In the early years of the FDA, a number of flaws within the organization were revealed, as often happens when new government agencies are established. The FDA was overhauled in 1938 with the Pure Food, Drug, and Cosmetics Act, and additional refinements to the agency were made throughout the 20th century as new public health threats and issues emerged.
There are a number of different departments in the agency which handle issues like drug development, food safety, cosmetics, blood products, medical devices, vaccines, veterinary medicine, and radiation-emitting products. In addition to reviewing new products before they are released onto the market to determine their safety, the FDA also periodically examines existing products, and the agency evaluates labeling, advertising, and other claims made about the products which it regulates.
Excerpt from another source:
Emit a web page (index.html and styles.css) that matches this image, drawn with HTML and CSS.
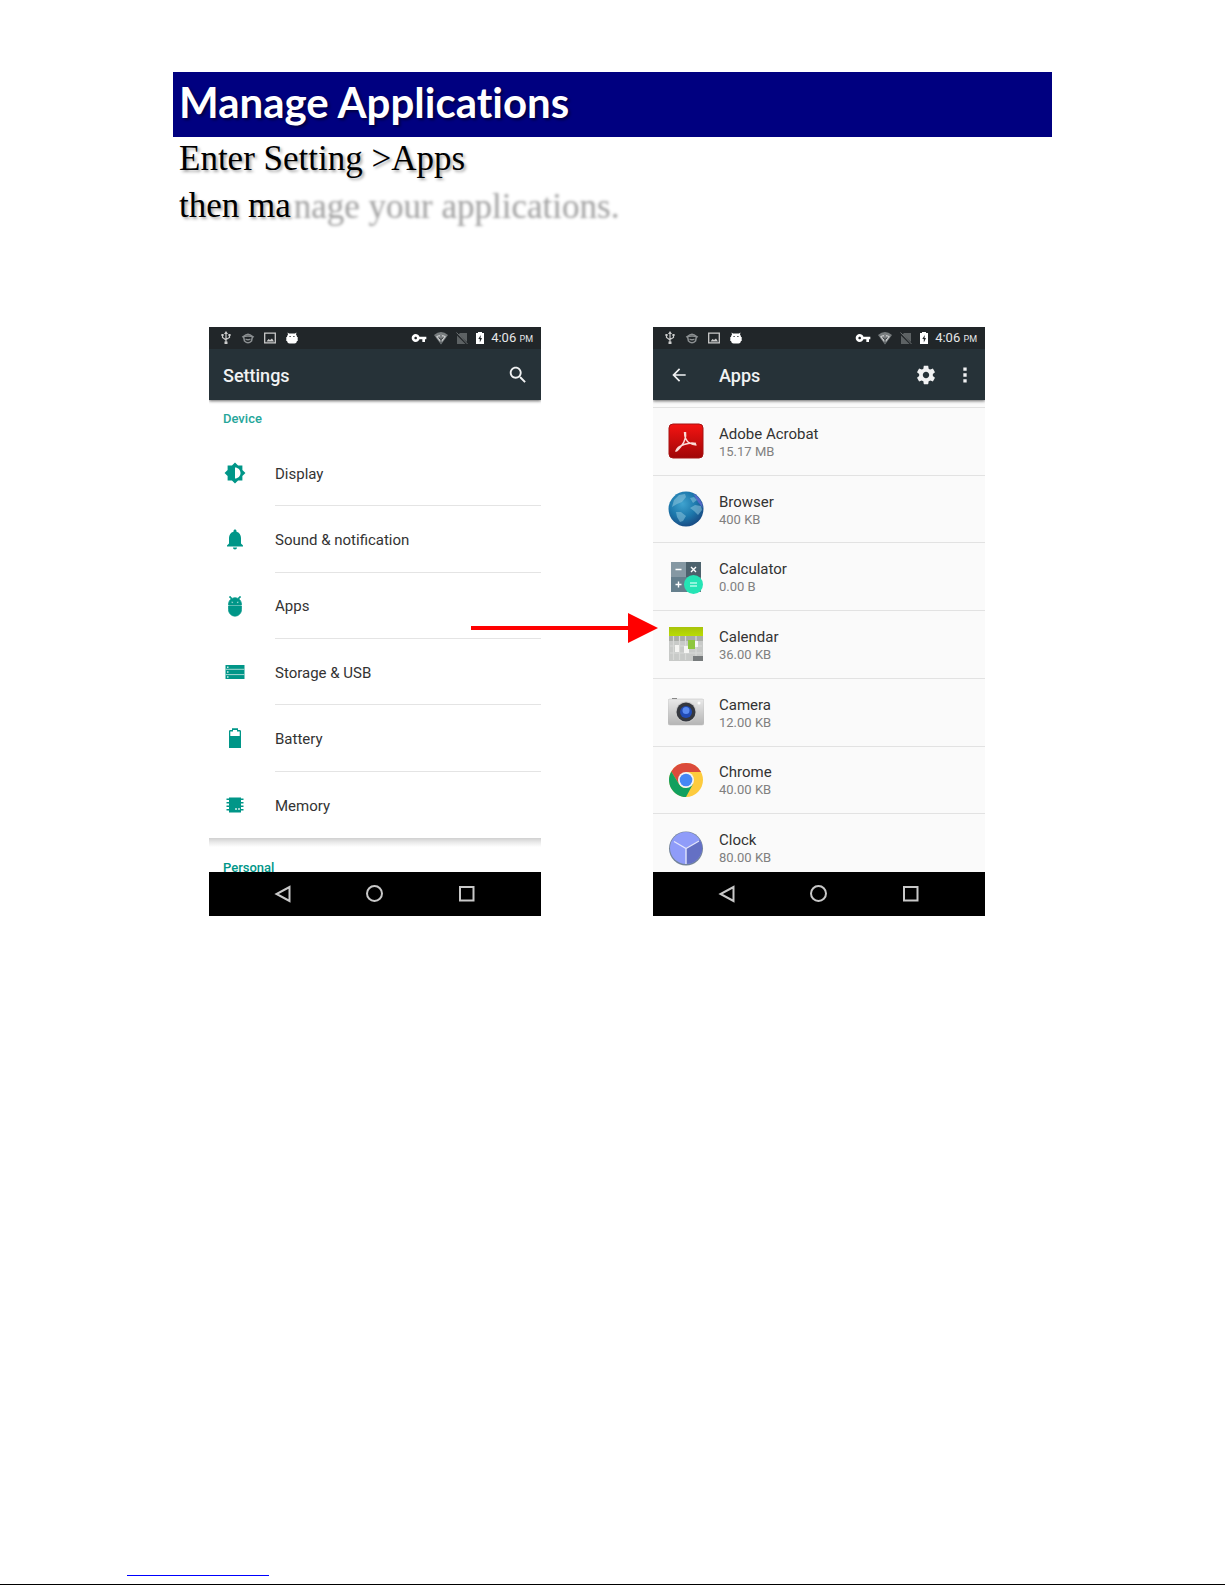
FILE: index.html
```html
<!DOCTYPE html>
<html lang="en">
<head>
<meta charset="utf-8">
<title>Manage Applications</title>
<meta name="viewport" content="width=device-width, initial-scale=1">
<link rel="stylesheet" href="styles.css">
</head>
<body>
<svg class="sprite" aria-hidden="true">
  <symbol id="usb" viewBox="0 0 14 14"><path d="M7 2v9M3.500 4.500v2L7 9M10.500 4.500v2L7 8.500" fill="none" stroke="#ccc" stroke-width="1.200"/><path d="M7 0l2 3H5zM2.400 3h2.200v2H2.400zM9.400 3h2.200v2H9.400zM5.500 10.500h3V13h-3z" fill="#ccc"/></symbol>
  <symbol id="face" viewBox="0 0 14 14"><path d="M2.500 5.500Q7 1 11.500 5.500L10.500 10Q7 13.500 3.500 10z" fill="none" stroke="#8b8f91" stroke-width="1.500"/><path d="M1 6Q7 4 13 6M4.500 8q2.500 1.500 5 0" fill="none" stroke="#8b8f91" stroke-width="1.300"/></symbol>
  <symbol id="picture" viewBox="0 0 14 14"><path d="M1.700 2.200h10.600v9.600H1.700z" fill="none" stroke="#ccc" stroke-width="1.300"/><path d="M3.500 10.500l2-2.500 1.500 1 2-1.500 2 3z" fill="#ccc"/></symbol>
  <symbol id="robot" viewBox="0 0 14 14"><path d="M2.500 1.500l1.500 1h6l1.500-1-.5 2Q12 4.500 12 6h.7v4H12q-.5 2.500-2.500 2.500h-5Q2.500 12.500 2 10h-.7V6H2q0-1.500 1-2.500z" fill="#fff"/><path d="M4.500 5.500h1.200M8.300 5.500h1.200" stroke="#212629" stroke-width="1.200"/></symbol>
  <symbol id="key" viewBox="0 0 24 24"><path fill="#fff" d="M12.650 10C11.830 7.670 9.610 6 7 6c-3.310 0-6 2.690-6 6s2.690 6 6 6c2.610 0 4.830-1.670 5.650-4H17v4h4v-4h2v-4H12.650zM7 14c-1.100 0-2-.9-2-2s.9-2 2-2 2 .9 2 2-.9 2-2 2z"/></symbol>
  <symbol id="wifi" viewBox="0 0 16 16"><path d="M1 5q7-6 14 0L8 14.500z" fill="#777c7e"/><path d="M3 6.500Q8 3 13 6.500L8 13z" fill="#c4c6c7"/><path d="M8 5v8M6 6.500V8l2 1.500L10 8V6.500" fill="none" stroke="#33393c" stroke-width="1"/></symbol>
  <symbol id="nosim" viewBox="0 0 14 14"><path d="M5 2h7v9L3.500 3.500zM2 4.500L10.500 13H2z" fill="#5d6264"/><path d="M1.500 1.500l11 11.500" stroke="#6d7173" stroke-width="1"/></symbol>
  <symbol id="charge" viewBox="0 0 10 14"><path d="M1 2h2V1h4v1h2v11H1z" fill="#fff"/><path d="M5.800 4L3.300 8h1.500v3.500L7 7H5.500z" fill="#212629"/></symbol>
</svg>

<main class="page">
  <h1 class="banner">Manage Applications</h1>
  <p class="intro">Enter Setting &gt;Apps<br>then ma<span class="faded">nage your applications.</span></p>

  <div class="screens">
    <div class="slot">
      <section class="phone" aria-label="Settings screen">
        <div class="status">
          <svg class="ic14"><use href="#usb"/></svg><svg class="ic14"><use href="#face"/></svg><svg class="ic14"><use href="#picture"/></svg><svg class="ic14"><use href="#robot"/></svg>
          <div class="status-right">
            <svg class="ic16"><use href="#key"/></svg><svg class="ic16"><use href="#wifi"/></svg><svg class="ic14"><use href="#nosim"/></svg><svg class="ic10"><use href="#charge"/></svg>
            <span class="time">4:06 <small>PM</small></span>
          </div>
        </div>
        <header class="bar">
          <h2>Settings</h2>
          <button class="tool search" aria-label="Search"><svg viewBox="0 0 24 24"><path d="M15.500 14h-.79l-.28-.27C15.410 12.590 16 11.110 16 9.500 16 5.910 13.090 3 9.500 3S3 5.910 3 9.500 5.910 16 9.500 16c1.610 0 3.090-.59 4.230-1.570l.27.28v.79l5 4.990L20.490 19l-4.990-5zm-6 0C7.010 14 5 11.990 5 9.500S7.010 5 9.500 5 14 7.010 14 9.500 11.990 14 9.500 14z"/></svg></button>
        </header>
        <div class="content">
          <h3 class="group">Device</h3>
          <ul class="settings">
            <li><svg viewBox="-1 -1 26 26"><path d="M20 15.310L23.310 12 20 8.690V4h-4.690L12 .69 8.690 4H4v4.690L.69 12 4 15.310V20h4.690L12 23.310 15.310 20H20v-4.690zM12 18V6c3.310 0 6 2.690 6 6s-2.690 6-6 6z"/></svg><a href="#display">Display</a></li>
            <li><svg viewBox="0 0 24 24"><path d="M12 22.500c1.100 0 2-.9 2-2h-4c0 1.100.89 2 2 2zm6-6v-5.500c0-3.070-1.640-5.640-4.500-6.320V4c0-.83-.67-1.500-1.500-1.500s-1.500.67-1.500 1.500v.68C7.630 5.360 6 7.920 6 11v5.500l-2 2v1h16v-1l-2-2z"/></svg><a href="#sound">Sound &amp; notification</a></li>
            <li><svg viewBox="-1 -1 26 26"><path d="M5 16c0 3.870 3.130 7 7 7s7-3.130 7-7v-4H5v4zM16.120 4.370l2.100-2.100-.82-.83-2.300 2.310C14.160 3.280 13.120 3 12 3s-2.160.28-3.090.75L6.600 1.440l-.82.83 2.100 2.100C6.140 5.640 5 7.680 5 10v1h14v-1c0-2.320-1.140-4.360-2.880-5.630zM9 9c-.55 0-1-.45-1-1s.45-1 1-1 1 .45 1 1-.45 1-1 1zm6 0c-.55 0-1-.45-1-1s.45-1 1-1 1 .45 1 1-.45 1-1 1z" stroke="#009688" stroke-width=".8"/></svg><a href="#apps">Apps</a></li>
            <li><svg viewBox="0 0 24 24"><path d="M2.500 5h19v14h-19z"/><path d="M2.500 9.300h19M2.500 14.600h19" stroke="#a5d8d2"/><path d="M4 6.500h1.500v1.500H4zM4 11.200h1.500v1.500H4zM4 16.200h1.500v1.500H4z" fill="#cfeae7"/></svg><a href="#storage">Storage &amp; USB</a></li>
            <li><svg viewBox="0 0 24 24"><path d="M16.700 4H15V2.300H9V4H7.300C6.600 4 6 4.600 6 5.300V22h12V5.300C18 4.600 17.400 4 16.700 4z"/><path d="M7.300 10V5.500H10V4h4v1.500h2.700V10z" fill="#fff"/></svg><a href="#battery">Battery</a></li>
            <li><svg viewBox="0 0 24 24"><path d="M6 4.500h12v15H6zM3.500 5.500h17v1.500h-17zM3.500 9h17v1.500h-17zM3.500 12.500h17V14h-17zM3.500 16h17v1.500h-17z"/><path d="M12 15h2v2h-2zM15 15h2v2h-2z" fill="#9ed5cf"/></svg><a href="#memory">Memory</a></li>
          </ul>
          <h3 class="group next">Personal</h3>
        </div>
        <nav class="keys">
          <button aria-label="Back"><svg viewBox="0 0 18 18"><path d="M15.500 2v14L2.500 9z"/></svg></button>
          <button aria-label="Home"><svg viewBox="0 0 18 18"><circle cx="8.500" cy="8.500" r="7.500"/></svg></button>
          <button aria-label="Recent"><svg viewBox="0 0 18 18"><path d="M2 2h13.500v13.500H2z"/></svg></button>
        </nav>
      </section>
      <svg class="arrow" viewBox="0 0 187 30"><path d="M0 13h157V0l30 15-30 15V17H0z" fill="#f00"/></svg>
    </div>

    <div class="slot">
      <section class="phone" aria-label="Apps screen">
        <div class="status">
          <svg class="ic14"><use href="#usb"/></svg><svg class="ic14"><use href="#face"/></svg><svg class="ic14"><use href="#picture"/></svg><svg class="ic14"><use href="#robot"/></svg>
          <div class="status-right">
            <svg class="ic16"><use href="#key"/></svg><svg class="ic16"><use href="#wifi"/></svg><svg class="ic14"><use href="#nosim"/></svg><svg class="ic10"><use href="#charge"/></svg>
            <span class="time">4:06 <small>PM</small></span>
          </div>
        </div>
        <header class="bar apps-bar">
          <button class="tool" aria-label="Back"><svg viewBox="0 0 24 24"><path d="M20 11H7.800l5.600-5.600L12 4l-8 8 8 8 1.400-1.400L7.800 13H20z"/></svg></button>
          <h2>Apps</h2>
          <button class="tool gear" aria-label="Manage"><svg viewBox="0 0 24 24"><path d="M19.430 12.980c.04-.32.07-.64.07-.98s-.03-.66-.07-.98l2.110-1.650c.19-.15.24-.42.12-.64l-2-3.460c-.12-.22-.39-.3-.61-.22l-2.490 1c-.52-.4-1.080-.73-1.690-.98l-.38-2.650C14.460 2.180 14.250 2 14 2h-4c-.25 0-.46.18-.49.42l-.38 2.650c-.61.25-1.170.59-1.690.98l-2.490-1c-.23-.09-.49 0-.61.22l-2 3.460c-.13.22-.07.49.12.64l2.110 1.650c-.04.32-.07.65-.07.98s.03.66.07.98l-2.110 1.650c-.19.15-.24.42-.12.64l2 3.460c.12.22.39.3.61.22l2.490-1c.52.4 1.080.73 1.690.98l.38 2.650c.03.24.24.42.49.42h4c.25 0 .46-.18.49-.42l.38-2.650c.61-.25 1.170-.59 1.690-.98l2.490 1c.23.09.49 0 .61-.22l2-3.460c.12-.22.07-.49-.12-.64l-2.110-1.650zM12 15.500c-1.930 0-3.500-1.570-3.500-3.500s1.570-3.500 3.500-3.500 3.500 1.570 3.500 3.500-1.570 3.500-3.500 3.500z"/></svg></button>
          <button class="tool" aria-label="More"><svg viewBox="0 0 24 24"><path d="M10 3h4v4h-4zM10 10h4v4h-4zM10 17h4v4h-4z"/></svg></button>
        </header>
        <div class="content grey">
          <ul class="apps">
            <li><svg viewBox="0 0 36 36"><defs><linearGradient id="gr" x1="0" y1="0" x2="0" y2="1"><stop offset="0" stop-color="#f51412"/><stop offset="1" stop-color="#a00607"/></linearGradient></defs><rect x="1" y="1" width="34" height="34" rx="4" fill="url(#gr)" stroke="#a61212" stroke-width="1"/><path d="M16.500 9q0 8 5 11 3 2 7 2M17.500 9q1 7-3.500 13t-6 6q1-4 8-6.500t12-1" fill="none" stroke="#fbdcd8" stroke-width="1.400"/></svg><div><h4>Adobe Acrobat</h4><p>15.17 MB</p></div></li>
            <li><svg viewBox="0 0 36 36"><defs><radialGradient id="gl" cx=".4" cy=".35" r=".65"><stop offset="0" stop-color="#3fa3cf"/><stop offset=".6" stop-color="#1c77ab"/><stop offset="1" stop-color="#194f87"/></radialGradient></defs><circle cx="18" cy="18" r="17.500" fill="url(#gl)"/><path d="M25 2.500Q34 7 35 17l-5-6z" fill="#6c68d8" opacity=".7"/><path d="M6 9l5-5 6-1 1 3-4 5-5 2-5 3zM22 17l5-3 6 1 1 4-4 5-4-4zM8 21l5 0 5 4-3 5-3 1-3-5zM22 7l4-1 3 3-4 3z" fill="#8cc4dc" opacity=".55"/></svg><div><h4>Browser</h4><p>400 KB</p></div></li>
            <li><svg viewBox="0 0 36 36"><path d="M3 3h15v15H3z" fill="#8598a3"/><path d="M18 3h15v15H18z" fill="#4d626d"/><path d="M3 18h15v15H3z" fill="#657f8d"/><path d="M18 18h15v15H18z" fill="#607681"/><path d="M7.500 10.500h6M23 8l5 5M28 8l-5 5M7.500 25.500h6M10.500 22.500v6" stroke="#fff" stroke-width="1.400"/><circle cx="25.500" cy="25.500" r="9.500" fill="#25e4b5"/><path d="M22 24h7M22 27h7" stroke="#b2fae9" stroke-width="1.500"/></svg><div><h4>Calculator</h4><p>0.00 B</p></div></li>
            <li><svg viewBox="0 0 36 36"><defs><linearGradient id="gc" x1="0" y1="0" x2="0" y2="1"><stop offset="0" stop-color="#a8c30b"/><stop offset="1" stop-color="#b9dc03"/></linearGradient></defs><path d="M1 9h34v26H1z" fill="#c8cac8"/><path d="M1 9h34v6H1z" fill="#a9aca7"/><path d="M5.500 10v24M11.500 10v24M17.500 10v24M28 10v20M2 20h32M2 27h32" stroke="#d8d9d7" stroke-width="1.200"/><path d="M7 19h4v7H7zM16 20h5v7h-5z" fill="#f5f5f3"/><path d="M20 14h7v9h-7z" fill="#8ec63f"/><path d="M27 15h3v6h-3z" fill="#f7f7f7"/><path d="M25 30h10v5H25z" fill="#777b7c"/><path d="M1 1h34v9H1z" fill="url(#gc)"/></svg><div><h4>Calendar</h4><p>36.00 KB</p></div></li>
            <li><svg viewBox="0 0 36 36"><defs><linearGradient id="gm" x1="0" y1="0" x2="0" y2="1"><stop offset="0" stop-color="#e9e9e9"/><stop offset="1" stop-color="#b5b5b5"/></linearGradient></defs><rect x="0" y="5" width="36" height="26" rx="2" fill="url(#gm)" stroke="#bbb" stroke-width=".5"/><path d="M4 4.500h5" stroke="#888"/><circle cx="31" cy="9" r="1.500" fill="#fff"/><circle cx="18" cy="18" r="10.500" fill="#c9c9c9"/><circle cx="18" cy="18" r="9.500" fill="#35383f"/><circle cx="18" cy="18" r="6" fill="#214bb5"/><circle cx="18" cy="16.500" r="3.500" fill="#5a8bf0"/></svg><div><h4>Camera</h4><p>12.00 KB</p></div></li>
            <li><svg viewBox="0 0 36 36"><circle cx="18" cy="18" r="17" fill="#fdcb3e"/><path d="M18 10H33A17 17 0 0 0 3.300 9.500L11 22z" fill="#db4a3b"/><path d="M3.300 9.500A17 17 0 0 0 18 35l7-13-7 4a8 8 0 0 1-7-4z" fill="#11a05e"/><circle cx="18" cy="18" r="8" fill="#f4f4f4"/><circle cx="18" cy="18" r="6.300" fill="#4687f4"/></svg><div><h4>Chrome</h4><p>40.00 KB</p></div></li>
            <li><svg viewBox="0 0 36 36"><circle cx="18" cy="18.500" r="17" fill="#73849a"/><circle cx="18" cy="18" r="16" fill="#8f9cf9"/><path d="M18 18l14-8a16 16 0 0 1-14 24z" fill="#6470c4"/><path d="M6 11.500L18 18.500l13-7.500M18 18.500V34" fill="none" stroke="#e2e5fc" stroke-width="1.400"/></svg><div><h4>Clock</h4><p>80.00 KB</p></div></li>
          </ul>
        </div>
        <nav class="keys">
          <button aria-label="Back"><svg viewBox="0 0 18 18"><path d="M15.500 2v14L2.500 9z"/></svg></button>
          <button aria-label="Home"><svg viewBox="0 0 18 18"><circle cx="8.500" cy="8.500" r="7.500"/></svg></button>
          <button aria-label="Recent"><svg viewBox="0 0 18 18"><path d="M2 2h13.500v13.500H2z"/></svg></button>
        </nav>
      </section>
    </div>
  </div>
</main>
<footer class="footer"><div class="rule"></div></footer>
</body>
</html>
```
FILE: styles.css
```css
* { box-sizing: border-box; }
body {
  margin: 0;
  min-height: 100vh;
  display: flex;
  flex-direction: column;
  background: #fff;
  font-family: Roboto, sans-serif;
}
h1, h2, h3, h4, p, ul { margin: 0; padding: 0; }
ul { list-style: none; }
button { padding: 0; border: 0; background: none; }
svg { display: block; flex: none; }
.sprite { position: absolute; width: 0; height: 0; }

.page { padding: 72px 173px 0; }
.banner {
  padding: 0 6px 5px;
  background: #000080;
  color: #fff;
  font: bold 42px/60px Lato, sans-serif;
  font-variant-ligatures: none;
  text-shadow: 2px 2px 3px rgba(0, 0, 0, .5);
}
.intro {
  margin-top: -2px;
  padding: 0 6px;
  color: #000;
  font: 35px/47px "Liberation Serif", serif;
  text-shadow: 2px 2px 3px rgba(0, 0, 0, .35);
}
.faded {
  color: transparent;
  text-shadow: 3px 1px 3px rgba(0, 0, 0, .38);
}

.screens {
  display: grid;
  grid-template-columns: 1fr 1fr;
  gap: 112px;
  padding: 98px 67px 0 36px;
}
.slot { position: relative; min-width: 0; }
.arrow {
  position: absolute;
  z-index: 1;
  top: 286px;
  right: -117px;
  width: 187px;
  height: 30px;
}

.phone { background: #fff; }
.status {
  display: flex;
  align-items: center;
  gap: 8px;
  height: 22px;
  padding: 0 8px 0 10px;
  background: #212629;
}
.status-right {
  display: flex;
  align-items: center;
  gap: 6px;
  margin-left: auto;
}
.ic10 { width: 10px; height: 14px; }
.ic14 { width: 14px; height: 14px; }
.ic16 { width: 16px; height: 16px; }
.time { color: #e6e7e8; font-size: 13px; line-height: 22px; white-space: nowrap; }
.time small { font-size: 9px; }

.bar {
  position: relative;
  display: flex;
  align-items: center;
  height: 51px;
  padding: 0 12px 0 14px;
  background: #263238;
  box-shadow: 0 1px 3px rgba(0, 0, 0, .6);
  clip-path: inset(0 0 -8px 0);
}
.bar h2 {
  flex: 1;
  padding-top: 2px;
  color: #f1f2f3;
  font-size: 18px;
  font-weight: 500;
  line-height: 24px;
}
.tool svg { width: 20px; height: 20px; fill: #f1f2f3; }
.search svg, .gear svg { width: 22px; height: 22px; }
.apps-bar { gap: 18px; padding: 0 10px 0 16px; }
.apps-bar h2 { padding-left: 12px; }

.content { height: 472px; overflow: hidden; }
.group {
  height: 40px;
  padding: 7px 14px 0;
  color: #26a69a;
  font-size: 13px;
  font-weight: 500;
  line-height: 24px;
}
.next {
  padding-top: 18px;
  color: #009688;
  background: linear-gradient(#d0d0d0, #e8e8e8 4px, #fff 9px);
}
.settings {
  display: grid;
  grid-auto-rows: 1fr;
  height: 398px;
}
.settings li {
  display: flex;
  align-items: center;
  gap: 28px;
  padding-left: 14px;
}
.settings svg { width: 24px; height: 24px; fill: #009688; }
.settings a {
  display: flex;
  align-items: center;
  flex: 1;
  height: 100%;
  padding-top: 2px;
  border-bottom: 1px solid #e4e4e4;
  color: #333;
  font-size: 15px;
  text-decoration: none;
}
.settings li:last-child a { border-bottom: 0; }

.grey { padding-top: 7px; background: #fafafa; }
.apps {
  display: grid;
  grid-auto-rows: 1fr;
  height: 474px;
}
.apps li {
  display: flex;
  align-items: center;
  gap: 15px;
  padding-left: 15px;
  border-top: 1px solid #e2e2e2;
}
.apps svg { width: 36px; height: 36px; }
.apps div { padding-top: 3px; }
.apps h4 { color: #333; font-size: 15px; font-weight: 400; line-height: 18px; }
.apps p { color: #808080; font-size: 13px; line-height: 18px; }

.keys {
  display: flex;
  align-items: center;
  justify-content: center;
  gap: 74px;
  height: 44px;
  background: #000;
}
.keys svg {
  width: 18px;
  height: 18px;
  fill: none;
  stroke: #c8c8c8;
  stroke-width: 2;
}

.footer {
  display: flex;
  align-items: flex-start;
  height: 10px;
  margin-top: auto;
  padding-left: 127px;
  border-bottom: 1px solid #000;
}
.rule { width: 142px; border-top: 1px solid #00f; }
```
In all cases, the goal is to ensure that consumers have access to safe products and accurate information about them.
Thousands of people work for the FDA, ranging from research chemists to field inspectors. The agency has the power to recall products it thinks are dangerous, and to issue additional warnings as new evidence emerges about existing products. Any time someone takes an aspirin, brings an animal to the vet for a vaccine, or applies lipstick in the United States, among many other things, he or she is taking advantage of products and services regulated by the FDA.
Some proposals have been made to reform the organization of the Food and Drug Administration and the United States Department of Agriculture (USDA). The USDA handles inspections of meat and poultry, which can lead to some conflict between the two agencies. At a company which makes frozen pizzas, for example, the FDA inspects the cheese pizzas, but the USDA inspects the meat versions, and this can result in mistakes and missed identifications of health hazards.